Martin pointed to Mathis’ own words in the past as evidence. In a state hearing to decide whether Mathis should receive unemployment benefits, she was asked about the fate of the flood money.

“Did you understand that the money received from the unmet needs committee was to be used, given directly to flood victims and not to be used for operational expenses associated with flood relief?” Mathis was asked, according to a transcript of the hearing read in court by Martin.

“I did understand that,” Mathis replied, according to the transcript read by Martin.

Mathis went on to give her reason for not complying with the terms, Martin said.

“She explained why they had to, that they were so far in the red they were behind and didn’t have a choice,” Martin said.

While the flood money captured the most headlines and was the source of the embezzlement charges, Martin argued that there are other examples of financial mismanagement by Mathis.
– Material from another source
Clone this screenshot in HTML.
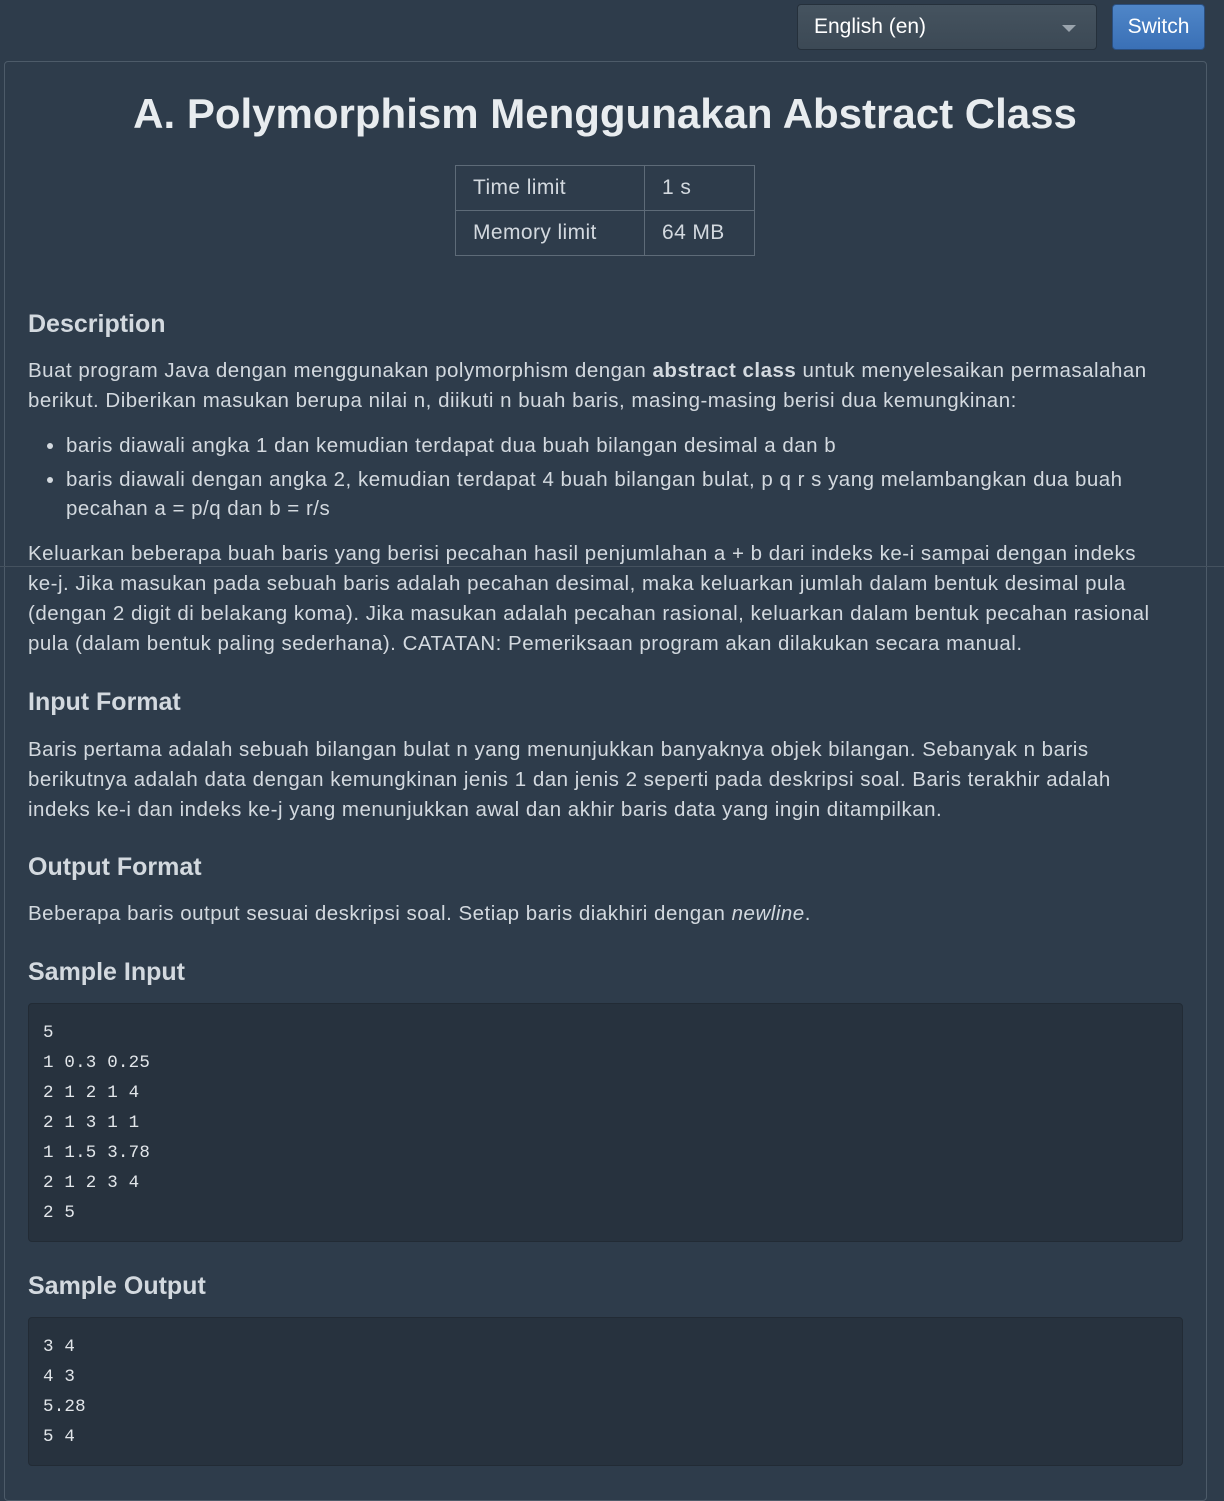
<!DOCTYPE html>
<html><head><meta charset="utf-8"><style>
body{margin:0;background:#2e3c4b;width:1224px;height:1488px;overflow:hidden;font-family:"Liberation Sans",sans-serif;color:#d3d9df;position:relative}
.sel{position:absolute;left:797px;top:4px;width:300px;height:46px;border:1px solid #25303b;border-radius:4px;background:linear-gradient(#45535f,#3c4955);box-sizing:border-box;color:#fff;font-size:21px;line-height:44px;padding-left:16px}
.sel:after{content:"";position:absolute;right:20px;top:20px;border:7px solid transparent;border-top:7px solid #9aa4ad}
.btn{position:absolute;left:1112px;top:4px;width:93px;height:46px;box-sizing:border-box;border:1px solid #2a4f80;border-radius:4px;background:linear-gradient(#4f86c8,#3a70b6);color:#fff;font-size:21px;text-align:center;line-height:44px}
.panel{position:absolute;left:4px;top:61px;width:1203px;height:1440px;border:1px solid #4d5b69;border-radius:4px;box-sizing:border-box}
h1{position:absolute;left:0;width:1210px;top:90px;margin:0;text-align:center;font-size:42px;font-weight:bold;color:#e8ecef}
table{position:absolute;left:455px;top:165px;border-collapse:collapse;font-size:21px;letter-spacing:0.4px}
td{border:1px solid #5e6b78;height:44px;padding:0 17px}
.h{position:absolute;left:28px;margin:0;font-size:25px;font-weight:bold;color:#d3d9df}
.p{position:absolute;left:28px;width:1190px;font-size:20.5px;line-height:30px;margin:0;letter-spacing:0.5px;white-space:nowrap}
ul{position:absolute;left:28px;margin:0;padding-left:38px;width:1150px;font-size:20.5px;line-height:29px;letter-spacing:0.5px;white-space:nowrap}
li{margin-bottom:5px}
pre{position:absolute;left:28px;width:1155px;box-sizing:border-box;margin:0;background:#27323e;border:1px solid #222b35;border-radius:4px;font-family:"Liberation Mono","DejaVu Sans Mono",monospace;font-size:17.5px;line-height:30px;padding:14px 14px;color:#e2e6ea;letter-spacing:0.2px}
.line{position:absolute;left:0;top:566px;width:1224px;height:1px;background:#45525f}
</style></head><body>
<div class="sel">English (en)</div><div class="btn">Switch</div>
<div class="panel"></div>
<h1>A. Polymorphism Menggunakan Abstract Class</h1>
<table><tr><td style="width:154px">Time limit</td><td style="width:75px">1 s</td></tr><tr><td>Memory limit</td><td>64 MB</td></tr></table>
<div class="h" style="top:310px">Description</div>
<p class="p" style="top:356px">Buat program Java dengan menggunakan polymorphism dengan <b>abstract class</b> untuk menyelesaikan permasalahan<br>berikut. Diberikan masukan berupa nilai n, diikuti n buah baris, masing-masing berisi dua kemungkinan:</p>
<ul style="top:431px"><li>baris diawali angka 1 dan kemudian terdapat dua buah bilangan desimal a dan b</li><li>baris diawali dengan angka 2, kemudian terdapat 4 buah bilangan bulat, p q r s yang melambangkan dua buah<br>pecahan a = p/q dan b = r/s</li></ul>
<div class="line"></div>
<p class="p" style="top:539px">Keluarkan beberapa buah baris yang berisi pecahan hasil penjumlahan a + b dari indeks ke-i sampai dengan indeks<br>ke-j. Jika masukan pada sebuah baris adalah pecahan desimal, maka keluarkan jumlah dalam bentuk desimal pula<br>(dengan 2 digit di belakang koma). Jika masukan adalah pecahan rasional, keluarkan dalam bentuk pecahan rasional<br>pula (dalam bentuk paling sederhana). CATATAN: Pemeriksaan program akan dilakukan secara manual.</p>
<div class="h" style="top:688px">Input Format</div>
<p class="p" style="top:735px">Baris pertama adalah sebuah bilangan bulat n yang menunjukkan banyaknya objek bilangan. Sebanyak n baris<br>berikutnya adalah data dengan kemungkinan jenis 1 dan jenis 2 seperti pada deskripsi soal. Baris terakhir adalah<br>indeks ke-i dan indeks ke-j yang menunjukkan awal dan akhir baris data yang ingin ditampilkan.</p>
<div class="h" style="top:853px">Output Format</div>
<p class="p" style="top:899px">Beberapa baris output sesuai deskripsi soal. Setiap baris diakhiri dengan <i>newline</i>.</p>
<div class="h" style="top:958px">Sample Input</div>
<pre style="top:1003px;height:239px">5
1 0.3 0.25
2 1 2 1 4
2 1 3 1 1
1 1.5 3.78
2 1 2 3 4
2 5</pre>
<div class="h" style="top:1272px">Sample Output</div>
<pre style="top:1317px;height:149px">3 4
4 3
5.28
5 4</pre>
</body></html>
“There are other monies that were misused and illegally appropriated. She took money that had been given by the Robert Wood Johnson Foundation for one purpose and used it in other capacities,” Martin said. “She took money that had been withheld from employees salaries that was supposed to be deposited in their 401K’s, money they had earned, and used it to pay operational expenses of the Council on Aging. There is no dispute about any of those facts.”

Martin said this not only proved that Mathis misused funds, but that she didn’t have the “baseline knowledge” to manage such a large organization. Martin questioned Mathis’ training for such a job.

“She has two so-called degrees from an online university, the name of which she couldn’t even recall in her fist day of deposition, which were awarded as a result of paying a few hundred dollars and signing some paperwork. She did nothing other than submit this information and get her degree in the mail,” Martin said.

As for whether the board was informed of the fiscal problems facing the agency, they weren’t, Martin said.

“There is no question that Mrs. Daly and other board members were not fully apprised,” Martin said.

McLean countered that notion.

“She went to the board several times and said we need help,” McLean said.